Spanish archaeologists gear up for a daring expedition to recover a remarkable 2,500-year-old Phoenician shipwreck
Archaeologists in Spain gear up for a daring expedition to recover a remarkable 2,500-year-old Phoenician shipwreck. Credit: Graham Lees / Flickr / CC BY-NC-ND 2.0

Archaeologists in Spain recently conducted a thorough study of a Phoenician shipwreck that is around 2,500 years old. Their aim is to devise a plan for safely rescuing the wreck from the sea before it is irreparably damaged by an impending storm.

This remarkable archaeological find, known as the Mazarron II, measures eight meters in length and was discovered off the coast of Mazarron, a municipality located in the southeastern Spanish region of Murcia. It represents an exceptional example of ancient maritime engineering.

A team of nine technicians from the University of Valencia dedicated 560 hours to meticulously examining the shipwreck. Equipped with scuba gear, they carried out their investigations over a period of more than two weeks this past June.

Their objective was to document all the cracks and openings in the ship’s structure, which currently rests at 60 meters (equivalent to 66 yards) near Mazarron’s Playa de la Isla.

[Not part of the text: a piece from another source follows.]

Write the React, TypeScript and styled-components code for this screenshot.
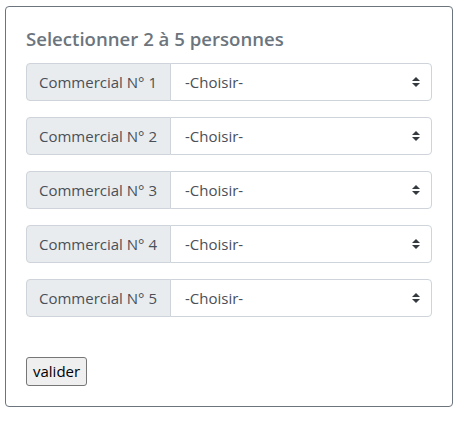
import React from "react";
import styled, { createGlobalStyle } from "styled-components";

const GlobalStyle = createGlobalStyle`
  html, body { margin: 0; padding: 0; background: #fff; }
  body {
    font-family: "Open Sans", "Noto Sans", "Liberation Sans", sans-serif;
    font-size: 15px;
    line-height: 1.5;
    color: #212529;
  }
  * { box-sizing: border-box; }
`;

const Page = styled.div`
  padding: 6px 7px 0 5px;
`;

const Card = styled.form`
  width: 448px;
  height: 401px;
  border: 1px solid #6c757d;
  border-radius: 4px;
  padding: 20px;
  display: flex;
  flex-direction: column;
`;

const Title = styled.h5`
  margin: 0 0 12px;
  font-size: 18.6px;
  line-height: 24px;
  font-weight: 600;
  color: #6c757d;
`;

const Group = styled.div`
  display: flex;
  height: 38px;
  margin-bottom: 16px;
`;

const Addon = styled.label`
  display: flex;
  align-items: center;
  width: 145px;
  flex: none;
  padding: 0 12px;
  background: #e9ecef;
  border: 1px solid #ced4da;
  border-radius: 4px 0 0 4px;
  color: #495057;
  font-size: 15px;
  white-space: nowrap;
`;

const SelectWrap = styled.div`
  position: relative;
  flex: 1;
  display: flex;
`;

const Select = styled.select`
  appearance: none;
  -webkit-appearance: none;
  flex: 1;
  height: 38px;
  margin-left: -1px;
  padding: 0 28px 0 14px;
  border: 1px solid #ced4da;
  border-radius: 0 4px 4px 0;
  background: #fff;
  color: #495057;
  font-family: inherit;
  font-size: 15px;
  outline: none;
`;

const Arrow = styled.svg`
  position: absolute;
  right: 12px;
  top: 14px;
  width: 8px;
  height: 10px;
  pointer-events: none;
`;

const Button = styled.button`
  align-self: flex-start;
  margin-top: 24px;
  height: 29px;
  padding: 0 6px;
  background: #efefef;
  border: 1px solid #767676;
  border-radius: 3px;
  color: #000;
  font-family: inherit;
  font-size: 15px;
  line-height: 1;
`;

const rows = [1, 2, 3, 4, 5];

export default function App() {
  return (
    <Page>
      <GlobalStyle />
      <Card onSubmit={(e) => e.preventDefault()}>
        <Title>Selectionner 2 à 5 personnes</Title>
        {rows.map((n) => (
          <Group key={n}>
            <Addon htmlFor={`c${n}`}>Commercial N° {n}</Addon>
            <SelectWrap>
              <Select id={`c${n}`} defaultValue="">
                <option value="">-Choisir-</option>
              </Select>
              <Arrow viewBox="0 0 4 5">
                <path fill="#343a40" d="M2 0L0 2h4zm0 5L0 3h4z" />
              </Arrow>
            </SelectWrap>
          </Group>
        ))}
        <Button type="submit">valider</Button>
      </Card>
    </Page>
  );
}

Recommendations on how to safeguard and recover the shipwreck, potentially as early as next summer, are to be provided by a team of experts.

Importance of rescuing and preserving the Phoenician ship in Spain

Archaeologist Carlos de Juan, who oversaw the project at the University of Valencia Institute of Nautical Archaeology, suggests that the wreck could be carefully extracted, piece by piece, utilizing the existing cracks in its structure. Once retrieved, the ship could be reassembled outside of the water, much like solving a puzzle.

De Juan emphasized the importance of rescuing and preserving the ship for public enjoyment in a museum rather than constantly worrying about its vulnerability during severe storms.

The Phoenicians, originating from the coastal regions of present-day Lebanon and Syria, established colonies and trading posts across the Mediterranean between 1,500 BC and 300 BC.

The Mazarron II, likely built around 580 BC, has served as a valuable artifact for historians, shedding light on the Phoenicians’ transportation of metals, such as lead, from the Iberian Peninsula.

The accidental discovery of the shipwreck

For over two thousand years, the Phoenician shipwreck lay hidden beneath layers of sediment, undisturbed by the passage of time. However, approximately three decades ago, construction activities near the shore altered the sea currents, leading to the accidental discovery of the shipwreck.

Today, the ship rests peacefully beneath the surface of the Mediterranean waters, approximately 1.7 meters (5.6 feet) deep. To safeguard it, protective measures have been implemented, including the placement of sandbags and a metal structure.

Unfortunately, the metal structure intended to shield the shipwreck has encountered challenges. It is sinking into the sand at a faster rate than the wreck itself, posing a threat of potential damage. Consequently, the structure has undergone partial removal to avert any harm to the ancient vessel.